I took a trip last month to grieve the brutal murder of George Floyd at E 38th and Chicago Avenue in Minneapolis. I didn’t know I was doing that until I went there. I’m afraid it sounds presumptuous. I didn’t know him. I’m not Black. Is his death mine to grieve?
You might as well ask me the meaning of what I said to the woodcock or to my friends’ newborn baby.
The people I talked to at George Floyd Square, I talked to about composting and the art they were making and how surreal it was like to see a murder in their neighborhood become international news. We talked about what Minnesota winters are like to go through, and to come out of.

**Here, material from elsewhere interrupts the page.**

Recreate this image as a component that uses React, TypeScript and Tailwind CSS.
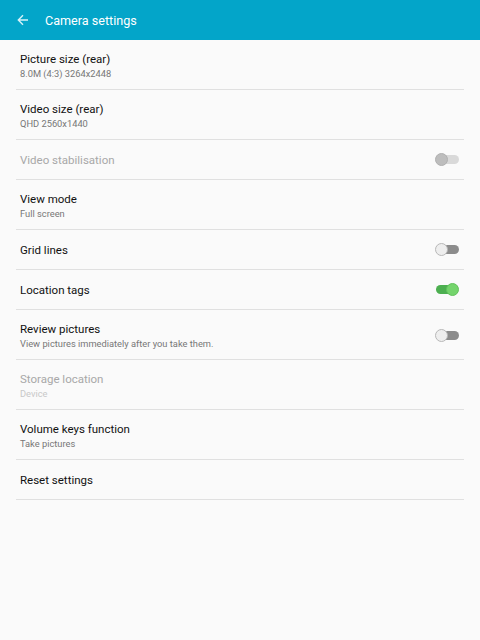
import React from "react";

type Sw = "disabled" | "off" | "on";
type Row = { title: string; sub?: string; disabled?: boolean; sw?: Sw };

const rows: Row[] = [
  { title: "Picture size (rear)", sub: "8.0M (4:3) 3264x2448" },
  { title: "Video size (rear)", sub: "QHD 2560x1440" },
  { title: "Video stabilisation", disabled: true, sw: "disabled" },
  { title: "View mode", sub: "Full screen" },
  { title: "Grid lines", sw: "off" },
  { title: "Location tags", sw: "on" },
  { title: "Review pictures", sub: "View pictures immediately after you take them.", sw: "off" },
  { title: "Storage location", sub: "Device", disabled: true },
  { title: "Volume keys function", sub: "Take pictures" },
  { title: "Reset settings" },
];

function Switch({ s }: { s: Sw }) {
  if (s === "on") {
    return (
      <div className="relative w-[24px] h-[13px] flex items-center">
        <div className="w-[22px] h-[9px] rounded-full bg-[#4caf50] ml-[1px]" />
        <div className="absolute right-0 top-0 w-[13px] h-[13px] rounded-full bg-[#74d46c] border border-[#62c25c]" />
      </div>
    );
  }
  if (s === "off") {
    return (
      <div className="relative w-[24px] h-[13px] flex items-center">
        <div className="w-[22px] h-[9px] rounded-full bg-[#8c8c8c] ml-[2px]" />
        <div className="absolute left-0 top-0 w-[13px] h-[13px] rounded-full bg-[#eeeeee] border border-[#b8b8b8]" />
      </div>
    );
  }
  return (
    <div className="relative w-[24px] h-[13px] flex items-center">
      <div className="w-[22px] h-[9px] rounded-full bg-[#d9d9d9] ml-[2px]" />
      <div className="absolute left-0 top-0 w-[13px] h-[13px] rounded-full bg-[#bdbdbd] border border-[#b0b0b0]" />
    </div>
  );
}

export default function App() {
  return (
    <div
      className="w-[480px] h-[640px] bg-[#fafafa] flex flex-col"
      style={{ fontFamily: "Roboto, 'Noto Sans', sans-serif" }}
    >
      <div className="h-[40px] bg-[#03a5c9] flex items-center shrink-0">
        <svg width="12" height="12" viewBox="0 0 12 12" className="ml-[17px]">
          <path d="M11 6H1.5M6 1.3L1.3 6L6 10.7" stroke="#d8f2f8" strokeWidth="1.4" fill="none" />
        </svg>
        <span className="ml-[16px] mt-[2px] text-[12.6px] text-white leading-none">Camera settings</span>
      </div>
      <div className="flex flex-col">
        {rows.map((r, i) => (
          <div
            key={i}
            className={`mx-[16px] border-b border-[#e0e0e0] flex items-center justify-between ${r.sub ? "h-[50px] pt-[1px]" : "h-[40px]"}`}
          >
            <div className="flex flex-col pl-[4px]">
              <span
                className={`text-[11.5px] leading-[14px] ${r.disabled ? "text-[#a8a8a8]" : "text-[#111111]"}`}
              >
                {r.title}
              </span>
              {r.sub && (
                <span
                  className={`text-[9.3px] leading-[11px] mt-[2px] ${r.disabled ? "text-[#c8c8c8]" : "text-[#777777]"}`}
                >
                  {r.sub}
                </span>
              )}
            </div>
            {r.sw && (
              <div className="mr-[5px]">
                <Switch s={r.sw} />
              </div>
            )}
          </div>
        ))}
      </div>
    </div>
  );
}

There are sheets of plywood showing a list of demands of the protesters who are occupying the gas station and the city property. The handwriting is hard to read. I looked it up online.
I’ve heard that the City leaders think they have done what they can on the key points. They would like to reopen the neighborhood. Economic prosperity is their answer to structural racism. This seems logical and reasonable if you look at the meaning of the words. But sensing the emotions of the people and the space, I thought, “What’s the rush?”

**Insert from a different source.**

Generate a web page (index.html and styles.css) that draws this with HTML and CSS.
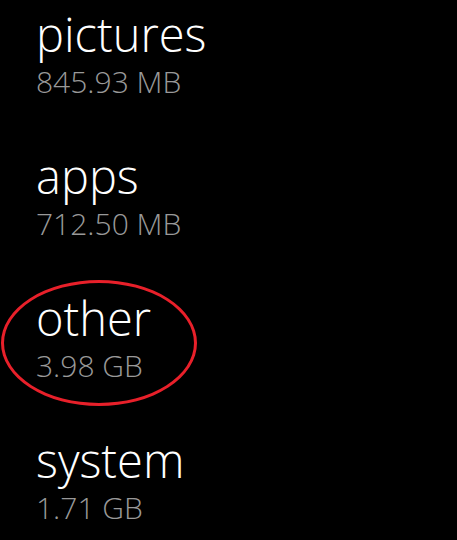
FILE: index.html
```html
<!DOCTYPE html>
<html>
<head>
<meta charset="utf-8">
<link rel="stylesheet" href="styles.css">
</head>
<body>
<ul class="list">
  <li class="item"><div class="name">pictures</div><div class="size">845.93 MB</div></li>
  <li class="item"><div class="name">apps</div><div class="size">712.50 MB</div></li>
  <li class="item marked"><div class="name">other</div><div class="size">3.98 GB</div><span class="ring"></span></li>
  <li class="item last"><div class="name">system</div><div class="size">1.71 GB</div></li>
</ul>
</body>
</html>
```
FILE: styles.css
```css
html, body {
  margin: 0;
  background: #000;
  height: 100%;
  overflow: hidden;
}
.list {
  list-style: none;
  margin: 0;
  padding: 6px 0 0 36px;
  font-family: "Open Sans", "Noto Sans", sans-serif;
}
.item {
  position: relative;
  height: 142px;
}
.item.last {
  height: auto;
}
.name {
  color: #fff;
  font-size: 47px;
  font-weight: 300;
  line-height: 56px;
}
.size {
  color: #999;
  font-size: 30px;
  font-weight: 300;
  line-height: 40px;
}
.ring {
  position: absolute;
  left: -35px;
  top: -10px;
  width: 190px;
  height: 120px;
  border: 3px solid #e8202a;
  border-radius: 50%;
}
```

Psychiatrist Elisabeth Kübler-Ross wrote about the “five stages” of grieving in her 1969 book, On Death and Dying. She gave words to the stew of emotions people feel with loss. Anger. Depression. Bargaining. And so on.
Kübler-Ross was conscious that she was giving words, giving the impression of literal, linear stages to a process that is beyond meaning and time.
Jesus said, “Render unto Caesar the things that are Caesar’s, and unto God the things that are God’s.” (Matthew 22:21). City leaders know about economic development and zoning and traffic patterns. So the humans grieving George Floyd speak in those terms to try to get through. Are our leaders listening?
Each person grieving at George Floyd Square would have their own way of putting this. But when I look at the list of demands, what I hear is, “Give us time. We don’t know how much. If you don’t, we will put our all into planting hostas on asphalt and complicating your desk job so that you’ll wish you had listened to begin with.”
And that is how to talk to a woodcock.